Is Craft Dying? Quit Kidding Yourself.

In Episode 4 of Teach With Your Hands, Kip Christensen expressed his strong belief that the decline of middle and high school shop programs has mostly to do with a decline in the number of shop teachers, (meaning, programs disappear when school’s can’t find teachers, not the other way around).

Kip is a professor at BYU, where he teaches in the Technology and Engineering Education program (training future shop teachers) and by way of evidence, he told me stories about phone calls and emails that he gets regularly from administrators and retiring teachers who are looking for replacements. These administrators want to keep their healthy, productive shop classes going, but often, Kip doesn’t have any recommendations to give them because all of his students are already employed and running classrooms of their own.

In other words, there’s a shop teacher shortage. Not a funding shortage or a student interest shortage. There just aren’t enough people who are passionate about both woodworking and teaching.

Or maybe, even worse, there are plenty of people who could be passionate about those things, who would be out there taking the craft to the future in a heartbeat, but they’ve bought into the story we tell each other.

That shop classes are disappearing.

That being a shop teacher is a risky, unstable choice of profession.

That the things we care about are dying and we don’t have any control over the situation.

It’s a self-fulfilling prophesy.

In talking to Brandy Clements in Episode 5, we took a moment to ask ourselves, only half jokingly: “What kind of satisfaction do certain older people get from believing that young people don’t care about craft?”

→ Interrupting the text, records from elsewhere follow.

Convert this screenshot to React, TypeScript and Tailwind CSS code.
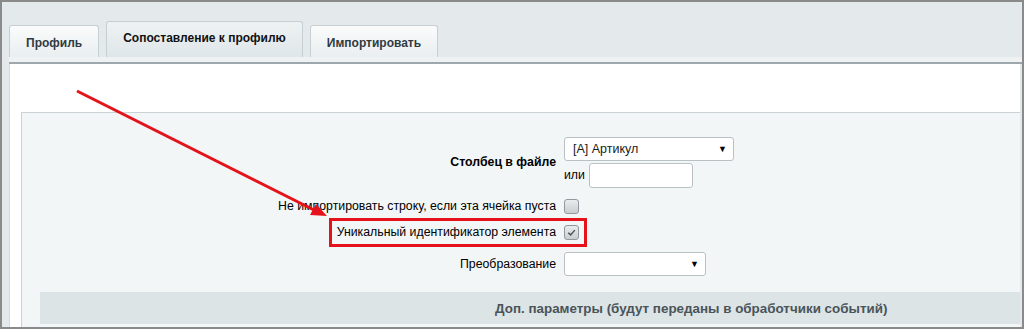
import React from "react";

function Checkbox({ checked }: { checked?: boolean }) {
  return (
    <span className="inline-flex h-[15px] w-[15px] items-center justify-center rounded-[3px] border border-[#8f999e] bg-gradient-to-b from-[#e9ecee] to-[#c9ced1]">
      {checked && (
        <svg viewBox="0 0 12 12" className="h-[11px] w-[11px]">
          <path d="M2.5 6.2 L5 8.6 L9.6 3.4" fill="none" stroke="#4a5257" strokeWidth="1.6" />
        </svg>
      )}
    </span>
  );
}

function Select({ value, width }: { value?: string; width: string }) {
  return (
    <div className={`flex h-[24px] ${width} items-center justify-between rounded-[3px] border border-[#b9c1c5] bg-white pl-[8px] pr-[6px] text-[12.5px] text-[#1a1a1a]`}>
      <span>{value}</span>
      <span className="text-[9px] text-black">▼</span>
    </div>
  );
}

export default function App() {
  const tabs = [
    { label: "Профиль", active: false },
    { label: "Сопоставление к профилю", active: true },
    { label: "Импортировать", active: false },
  ];

  return (
    <div
      className="relative h-[329px] w-[1024px] overflow-hidden border-2 border-[#8a8a8a] bg-[#e4eaec] text-[12.3px]"
      style={{ fontFamily: '"Liberation Sans", Arial, sans-serif' }}
    >
      {/* Tabs */}
      <div className="flex h-[55px] items-end gap-[7px] pl-[7px]">
        {tabs.map((t) => (
          <div
            key={t.label}
            className={`flex items-center rounded-t-[3px] border border-b-0 border-[#c6cfd3] px-[16px] text-[12px] font-bold ${
              t.active
                ? "h-[36px] bg-gradient-to-b from-[#eef2f3] to-[#dfe6e9] pb-[4px] text-[#111]"
                : "h-[32px] bg-gradient-to-b from-[#fbfcfc] to-[#e9eef0] pt-[2px] text-[#2f3a42]"
            }`}
          >
            {t.label}
          </div>
        ))}
      </div>
      <div className="ml-[7px] h-[7px] border-b-2 border-[#9ea8ac] bg-[#eef2f3]" />

      {/* Content */}
      <div className="ml-[7px] mr-[2px] h-[263px] border-l border-[#d3d9dc] bg-white pt-[48px]">
        <div className="ml-[11px] h-full border-l border-t border-[#c9d2d5] bg-[#f3f6f7] pt-[24px] leading-[15px]">
          <div className="flex">
            <div className="flex w-[542px] items-center justify-end pr-[8px] font-bold text-black">
              Столбец в файле
            </div>
            <div className="flex flex-col gap-[2px]">
              <Select value="[A] Артикул" width="w-[170px]" />
              <div className="flex items-center gap-[4px] text-black">
                <span>или</span>
                <div className="h-[25px] w-[104px] rounded-[3px] border border-[#b9c1c5] bg-white" />
              </div>
            </div>
          </div>

          <div className="mt-[11px] flex items-center">
            <div className="w-[542px] pr-[8px] text-right text-black">Не импортировать строку, если эта ячейка пуста</div>
            <Checkbox />
          </div>

          <div className="mt-[11px] flex items-center">
            <div className="w-[542px] pr-[8px] text-right text-black">Уникальный идентификатор элемента</div>
            <Checkbox checked />
          </div>

          <div className="mt-[12px] flex items-center">
            <div className="w-[542px] pr-[8px] text-right text-black">Преобразование</div>
            <Select width="w-[142px]" />
          </div>

          <div className="ml-[18px] mt-[16px] flex h-[32px] items-center bg-[#dce4e6] pl-[455px] text-[13.4px] font-bold text-[#4a5459]">
            Доп. параметры (будут переданы в обработчики событий)
          </div>
        </div>
      </div>

      {/* Annotation: red frame */}
      <div className="absolute left-[327px] top-[216px] h-[29px] w-[258px] border-[3px] border-[#e5121b]" />

      {/* Annotation: arrow */}
      <svg className="pointer-events-none absolute left-0 top-0" width="1024" height="329" viewBox="0 0 1024 329">
        <line x1="75" y1="89" x2="314" y2="209" stroke="#e5121b" strokeWidth="3" />
        <polygon points="325,214 308,213 314,202" fill="#e5121b" />
      </svg>
    </div>
  );
}
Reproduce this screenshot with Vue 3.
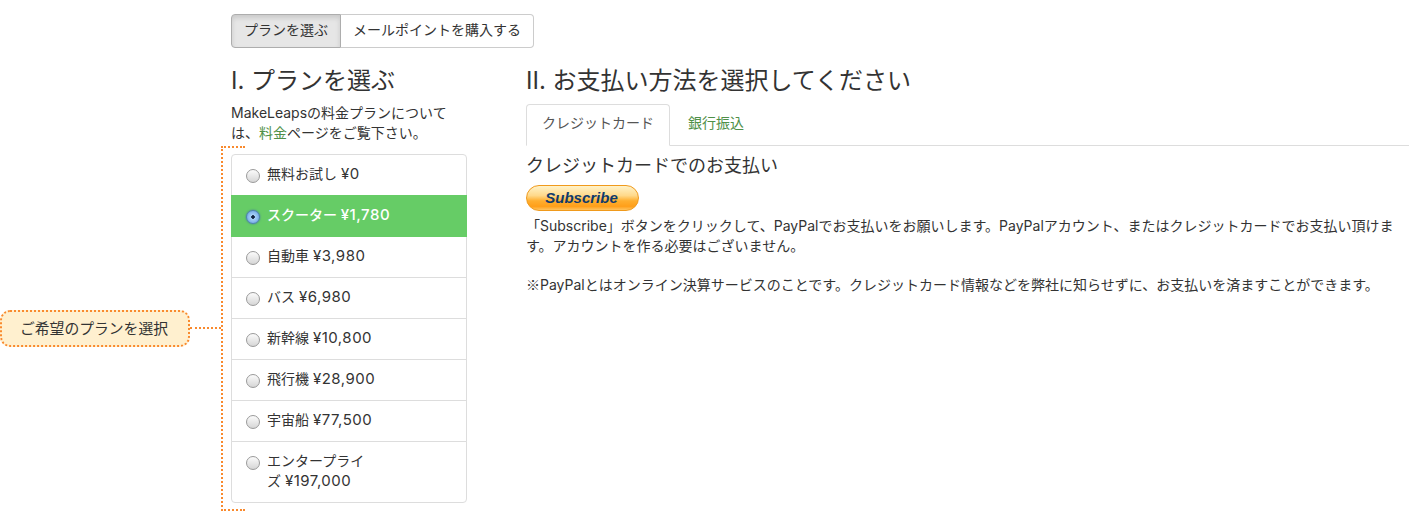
<script setup>
const plans = [
  { name: '無料お試し', price: '¥0' },
  { name: 'スクーター', price: '¥1,780', active: true },
  { name: '自動車', price: '¥3,980' },
  { name: 'バス', price: '¥6,980' },
  { name: '新幹線', price: '¥10,800' },
  { name: '飛行機', price: '¥28,900' },
  { name: '宇宙船', price: '¥77,500' },
  { name: 'エンタープライ\nズ', price: '¥197,000' }
]
</script>

<template>
  <div class="page">
    <div class="btn-group">
      <span class="btn active">プランを選ぶ</span>
      <span class="btn">メールポイントを購入する</span>
    </div>

    <div class="columns">
      <section class="plans">
        <h3>I. プランを選ぶ</h3>
        <p class="intro">MakeLeapsの料金プランについては、<a class="link">料金</a>ページをご覧下さい。</p>
        <div class="plan-list">
          <label
            v-for="plan in plans"
            :key="plan.name"
            class="plan"
            :class="{ selected: plan.active }"
          >
            <span class="radio"></span>
            <span class="plan-name">{{ plan.name }} <span class="price">{{ plan.price }}</span></span>
          </label>

          <!-- annotation overlay -->
          <div class="bracket"></div>
          <div class="connector"></div>
          <div class="callout">ご希望のプランを選択</div>
        </div>
      </section>

      <section class="payment">
        <h3>II. お支払い方法を選択してください</h3>
        <ul class="tabs">
          <li class="tab active">クレジットカード</li>
          <li class="tab"><a class="link">銀行振込</a></li>
        </ul>
        <h4>クレジットカードでのお支払い</h4>
        <div class="subscribe">Subscribe</div>
        <p class="note">「Subscribe」ボタンをクリックして、PayPalでお支払いをお願いします。PayPalアカウント、またはクレジットカードでお支払い頂けます。アカウントを作る必要はございません。</p>
        <p class="note"><span class="mark">※</span>PayPalとはオンライン決算サービスのことです。クレジットカード情報などを弊社に知らせずに、お支払いを済ますことができます。</p>
      </section>
    </div>
  </div>
</template>

<style scoped>
.page {
  box-sizing: border-box;
  width: 1409px;
  padding: 14px 0 16px 231px;
  font-family: Inter, "Noto Sans CJK JP", sans-serif;
  font-size: 14px;
  line-height: 20px;
  color: #333;
}

.btn-group {
  display: flex;
}

.btn {
  box-sizing: border-box;
  height: 34px;
  padding: 5px 12px;
  border: 1px solid #ccc;
  border-left-width: 0;
  border-radius: 0 4px 4px 0;
  background: #fff;
}

.btn.active {
  border-left-width: 1px;
  border-color: #adadad;
  border-radius: 4px 0 0 4px;
  background: #e6e6e6;
  box-shadow: inset 0 3px 5px rgba(0, 0, 0, 0.125);
}

.columns {
  display: flex;
  gap: 59px;
  margin-top: 20px;
}

h3 {
  margin: 0;
  font-size: 24px;
  font-weight: 400;
  line-height: 26px;
}

.plans {
  flex: 0 0 236px;
}

.intro {
  width: 225px;
  margin: 9px 0 11px;
}

.link {
  color: #4f9048;
}

.plan-list {
  position: relative;
  display: flex;
  flex-direction: column;
}

.plan {
  display: flex;
  align-items: flex-start;
  gap: 7px;
  margin-bottom: -1px;
  padding: 9px 15px 11px 14px;
  border: 1px solid #ddd;
  background: #fff;
}

.plan:first-child {
  border-radius: 4px 4px 0 0;
}

.plan:nth-child(8) {
  margin-bottom: 0;
  border-radius: 0 0 4px 4px;
}

.plan.selected {
  position: relative;
  border-color: #66cc66;
  background: #66cc66;
  color: #fff;
  font-weight: 500;
}

.plan-name {
  white-space: pre-line;
}

.price {
  font-size: 15px;
  letter-spacing: 0.5px;
}

.radio {
  box-sizing: border-box;
  flex: none;
  width: 14px;
  height: 14px;
  margin-top: 5px;
  border: 1px solid #9a9a9a;
  border-radius: 50%;
  background: linear-gradient(#fbfbfb, #d6d6d6);
}

.selected .radio {
  border-color: #4f7fb5;
  background: radial-gradient(circle, #10233f 0 1.5px, #a9d2f7 2px, #6fa8e3 7px);
  box-shadow: 0 0 2px #3d6ea8;
}

.bracket {
  position: absolute;
  top: -8px;
  bottom: -8px;
  left: -10px;
  width: 24px;
  border: 2px dotted #f98a2e;
  border-right: 0;
  box-sizing: border-box;
}

.connector {
  position: absolute;
  top: 173px;
  left: -41px;
  width: 31px;
  border-top: 2px dotted #f98a2e;
}

.callout {
  position: absolute;
  top: 156px;
  left: -231px;
  box-sizing: border-box;
  width: 190px;
  height: 37px;
  padding-right: 2px;
  border: 2px dotted #f98a2e;
  border-radius: 10px;
  background: #fff0cf;
  font-size: 14.8px;
  line-height: 35px;
  text-align: center;
}

.payment {
  flex: 1;
  min-width: 0;
}

.tabs {
  display: flex;
  margin: 10px 0 0;
  padding: 0;
  border-bottom: 1px solid #ddd;
  list-style: none;
}

.tab {
  height: 20px;
  margin: 0 2px -1px 0;
  padding: 8px 15px 12px;
  border: 1px solid transparent;
  border-radius: 4px 4px 0 0;
}

.tab.active {
  border-color: #ddd;
  border-bottom-color: #fff;
  background: #fff;
  color: #555;
}

h4 {
  margin: 10px 0 9px;
  font-size: 18px;
  font-weight: 400;
  line-height: 20px;
}

.subscribe {
  box-sizing: border-box;
  width: 113px;
  height: 26px;
  margin-bottom: 5px;
  padding-right: 2px;
  border: 1px solid #f09a1c;
  border-radius: 13px;
  background: linear-gradient(#fff2c8 0, #ffd98a 40%, #ffae2e 62%, #ff9f1a 85%, #ffc35e 100%);
  color: #0f3a6b;
  font-family: "Liberation Sans", sans-serif;
  font-size: 15px;
  font-style: italic;
  font-weight: 700;
  line-height: 24px;
  text-align: center;
}

.note {
  margin: 0 0 19px;
}

.mark {
  font-family: "Noto Sans CJK JP", sans-serif;
  line-height: 1;
}
</style>

<style>
html,
body {
  margin: 0;
  background: #fff;
}
</style>
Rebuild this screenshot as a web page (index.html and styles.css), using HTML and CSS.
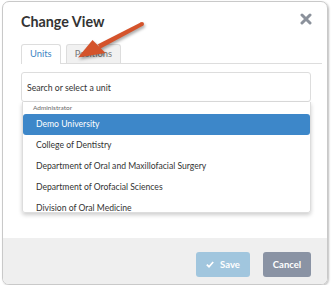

I personally believe a lot of that is a form of scapegoating. You don’t have young people joining your woodworking club? Must be because they don’t care about woodworking (because obviously you haven’t failed to create an environment young people would like to be a part of). Your favorite magazine went out of business? Must be because nobody cares about craft anymore (because obviously the company didn’t fail to adapt to modern media consumption trends, or succumb to some other kind of mismanagement).

Some people have bought into the craft-is-dying story so hard that they can look me, a 24 year old female maker with what’s essentially a woodworking degree of all things, making and selling turnings and joinery projects out of the shop that’s in my bedroom, going to meetups (with other people just like me!), podcasting and blogging (with guests and an audience from around the country!), and organizing workshops near my home—they can look me in the eye and say that millennials don’t care about craft, that traditional knowledge is dying, that in the next 20 years, a table saw in a high school will be an anachronism.

Bull crap.

Want a different story? Let me tell you one.

There is a big, hungry group of people, some my age, some older; people who spend 80% of their time on a computer or phone at work and home and crave physicality; people who are passionate about sustainability, slow living, minimalism, Chris Schwarz’s anarchism, and self-reliance; people who care more about quality of life than quantity of dollars; people who are done with consumerism, inhuman work cultures, social disconnect, and more.

And a lot of those people? They care about craft. Deeply. Craft work, whether done as a profession or a hobby, solves human problems that an entire generation is facing. It’s physical, it’s respectable, it’s human, it’s rewarding, it’s sustainable, it connects us.

You mark my words, craft is dawning on a second Renaissance in this century. It might not be popular for the same reasons it was 50 years ago. People certainly aren’t going to find it or pursue it in the same ways.

But they’re coming. You better be ready.